Lastly, beyond modelling, expanded regional field campaigns such as GRAINEX13 and Land Surface Interactions with the Atmosphere over the Iberian Semi-Arid Environment (LIAISE)198 across global irrigated areas will help the wider community better understand variation in irrigation–climate interactions. 

Long-term networked monitoring of irrigation–climate interactions across irrigated areas, in the vein of the USDA long-term agricultural research sites, would also be beneficial to observational capacities and inform the modelling community. 

Satellite-based data products such as ECOSTRESS (ECOsystem Spaceborne Thermal Radiometer Experiment on Space Station)199, NISAR (NASA-ISRO Synthetic Aperture Radar), ROSE-L (Radar Observing System for Europe L-band), the Copernicus LSTM (Land Surface Temperature Monitoring) mission and the European Space Agency’s Irrigation+ provide opportunities to further improve and refine methods for irrigation data retrieval at high spatio-temporal resolution. 

These efforts will advance irrigation mapping, seasonal irrigation detection and even the quantification of applied irrigation water amounts from space. 
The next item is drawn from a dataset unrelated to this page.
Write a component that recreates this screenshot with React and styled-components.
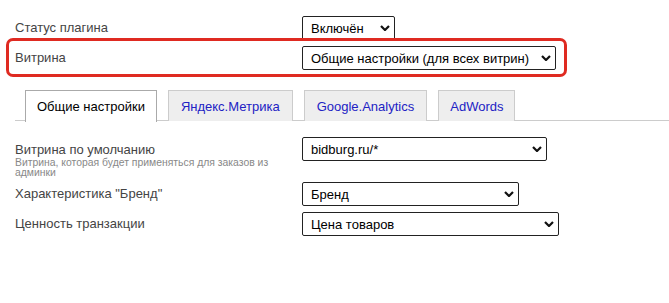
import React from 'react';
import styled, { createGlobalStyle } from 'styled-components';

const GlobalStyle = createGlobalStyle`
  html, body {
    margin: 0;
    padding: 0;
    background: #fff;
  }
  body {
    font-family: Arial, "Liberation Sans", sans-serif;
    font-size: 13px;
    color: #444;
  }
`;

const Page = styled.div`
  padding: 16px 0 0 15px;
  width: 654px;
`;

const Row = styled.div`
  position: relative;
  display: flex;
  align-items: ${({ top }) => (top ? 'flex-start' : 'center')};
  margin-bottom: ${({ gap }) => gap ?? 6}px;
`;

const Label = styled.div`
  width: 287px;
  flex-shrink: 0;
  color: #444;
  font-size: 13px;
  line-height: 16px;
  padding-top: ${({ top }) => (top ? 5 : 0)}px;
`;

const Hint = styled.div`
  width: 280px;
  color: #888;
  font-size: 10.4px;
  line-height: 10px;
`;

const Highlight = styled.div`
  position: absolute;
  left: -9px;
  top: -8px;
  width: 561px;
  height: 39px;
  box-sizing: border-box;
  border: 3px solid #df2a21;
  border-radius: 7px;
  pointer-events: none;
`;

const SelectWrap = styled.div`
  position: relative;
  width: ${({ w }) => w}px;
  height: 24px;
`;

const Select = styled.select`
  appearance: none;
  -webkit-appearance: none;
  width: 100%;
  height: 100%;
  box-sizing: border-box;
  border: 1px solid #222;
  border-radius: 2px;
  background: #fff;
  color: #000;
  font-family: Arial, "Liberation Sans", sans-serif;
  font-size: 13px;
  padding: 0 24px 0 8px;
  margin: 0;
  outline: none;
`;

const Chevron = styled.svg`
  position: absolute;
  right: 5px;
  top: 9px;
  width: 10px;
  height: 6px;
  pointer-events: none;
`;

const Tabs = styled.div`
  display: flex;
  gap: 11px;
  margin: 20px 0 16px 0;
  padding-left: 10px;
  border-bottom: 1px solid #ccc;
  height: 31px;
  box-sizing: border-box;
`;

const Tab = styled.div`
  box-sizing: border-box;
  padding: 0 ${({ pad }) => pad ?? 11}px;
  display: flex;
  align-items: center;
  font-size: 13px;
  border: 1px solid ${({ active }) => (active ? '#aaa' : '#ccc')};
  border-bottom: none;
  background: ${({ active }) => (active ? '#fff' : '#eee')};
  color: ${({ active }) => (active ? '#000' : '#2222c4')};
  height: ${({ active }) => (active ? 32 : 31)}px;
  cursor: pointer;
`;

function Dropdown({ width, value }) {
  return (
    <SelectWrap w={width}>
      <Select defaultValue={value}>
        <option>{value}</option>
      </Select>
      <Chevron viewBox="0 0 10 6">
        <path d="M1 1 L5 5 L9 1" fill="none" stroke="#111" strokeWidth="2.2" />
      </Chevron>
    </SelectWrap>
  );
}

export default function App() {
  return (
    <>
      <GlobalStyle />
      <Page>
        <Row>
          <Label>Статус плагина</Label>
          <Dropdown width={93} value="Включён" />
        </Row>
        <Row>
          <Label>Витрина</Label>
          <Dropdown width={254} value="Общие настройки (для всех витрин)" />
          <Highlight />
        </Row>
        <Tabs>
          <Tab active>Общие настройки</Tab>
          <Tab pad={12}>Яндекс.Метрика</Tab>
          <Tab pad={12}>Google.Analytics</Tab>
          <Tab>AdWords</Tab>
        </Tabs>
        <Row top gap={4}>
          <Label top>
            Витрина по умолчанию
            <Hint>Витрина, которая будет применяться для заказов из админки</Hint>
          </Label>
          <Dropdown width={245} value="bidburg.ru/*" />
        </Row>
        <Row>
          <Label>Характеристика "Бренд"</Label>
          <Dropdown width={217} value="Бренд" />
        </Row>
        <Row>
          <Label>Ценность транзакции</Label>
          <Dropdown width={257} value="Цена товаров" />
        </Row>
      </Page>
    </>
  );
}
Furthermore, coordinated biophysical irrigation research should also integrate community-developed methods to evaluate the impacts of irrigation on land–atmosphere coupling and soil moisture88,200. Ultimately, the outcomes produced by cross-disciplinary irrigation research efforts will help better match evolving model capacities with appropriate research questions, particularly those associated with understanding the current and future impacts of irrigation on the Earth system.